Las condiciones de la lucha «socialdemócrata», en cambio, son radicalmente distintas. En primer lugar, la socialdemocracia surge de la lucha de clases. Su ejército de militantes…

«… sólo se recluta en la lucha misma y sólo en la lucha se hace consciente de los objetivos de la misma. Organización, esclarecimiento y lucha no son momentos separados, mecánica y también temporalmente escindidos, como en un movimiento blanquista, sino… aspectos diferentes de un mismo proceso… No hay -a excepción de los principios generales de la lucha- ninguna táctica de lucha acabada y fijada con detalles por adelantado que les pueda ser inculcada a los militantes socialdemócratas por un comité central… De esto se deriva que la centralización socialdemócrata no puede basarse en la obediencia ciega, no puede basarse en la subordinación mecánica de los luchadores del partido a un poder central y que, por otra parte, entre el núcleo de proletariado consciente ya organizado… y el sector que le rodea… no puede jamás levantarse un muro de absoluta separación».

Pues bien, el problema estriba en que el «centralismo democrático realmente existente» en nuestros partidos de izquierda, se parece mucho más al «centralismo conspirativo» de los blanquistas, que al «centralismo» deseable de los socialdemócratas de Rosa Luxemburgo. La cultura política que hemos heredado de la vieja izquierda se funda en estas prácticas de obediencia ciega y subordinación, que no tienen nada de democráticas ni mucho menos de revolucionarias. Es, como les relataba arriba, una política que se sostiene en el resentimiento, y que acalla toda voz disidente mediante la sanción moral.

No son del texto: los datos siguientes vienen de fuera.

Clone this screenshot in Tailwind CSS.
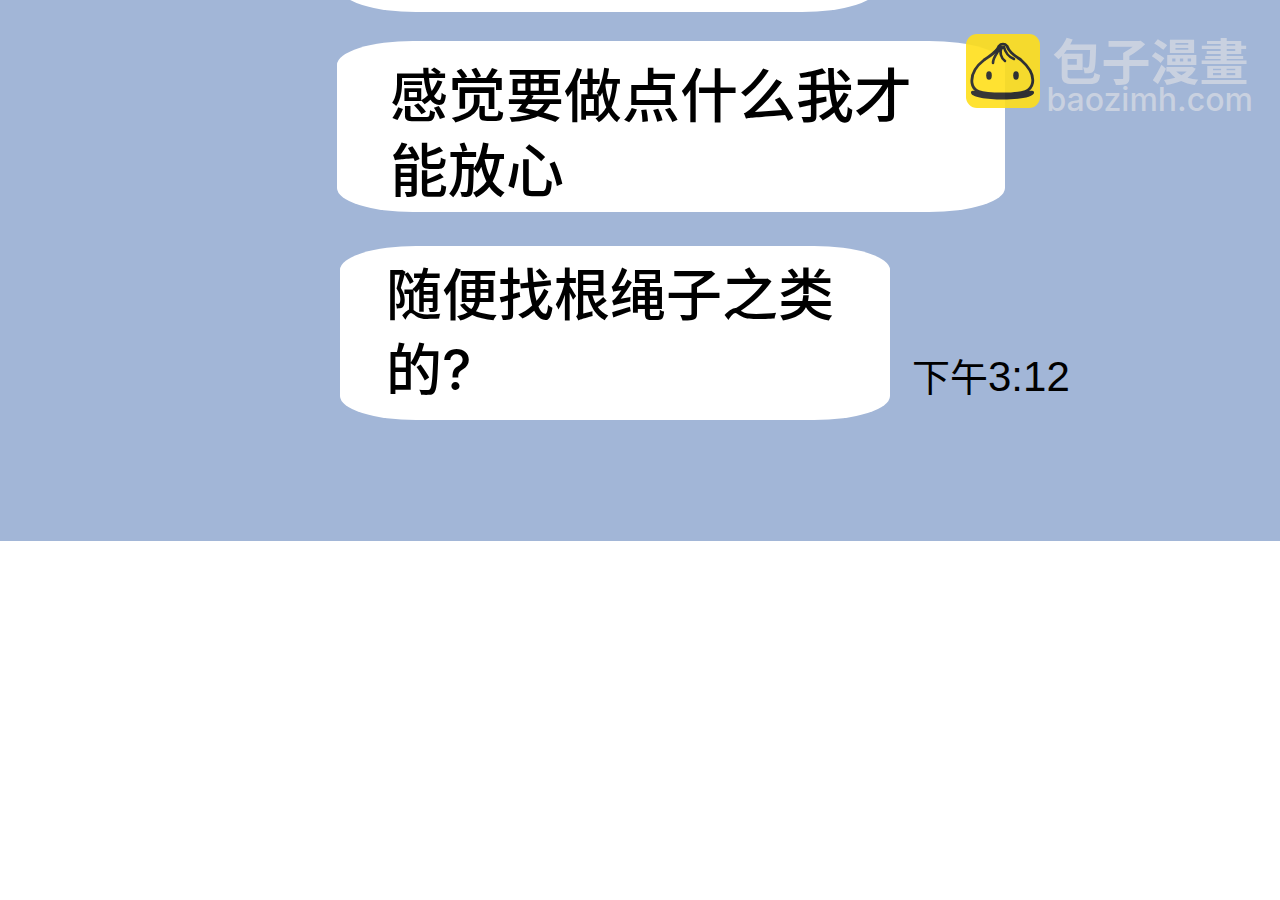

El proceso de construcción de un partido genuinamente revolucionario supone crear las condiciones para un profundo y democrático debate entre revolucionarios, y esto último supone, a la vez, revisar el concepto mismo de «disciplina». Caso contrario, nos puede ocurrir a muchos lo que alguna vez sucedió conmigo, que venga un representante del Partido y declare:

– Usted, compañerito, no participará en la revolución.

Lo que soy yo, cámaras, hace muchos años que dejé de creer en estos «representantes». Que nuestro Psuv no sea el de ellos.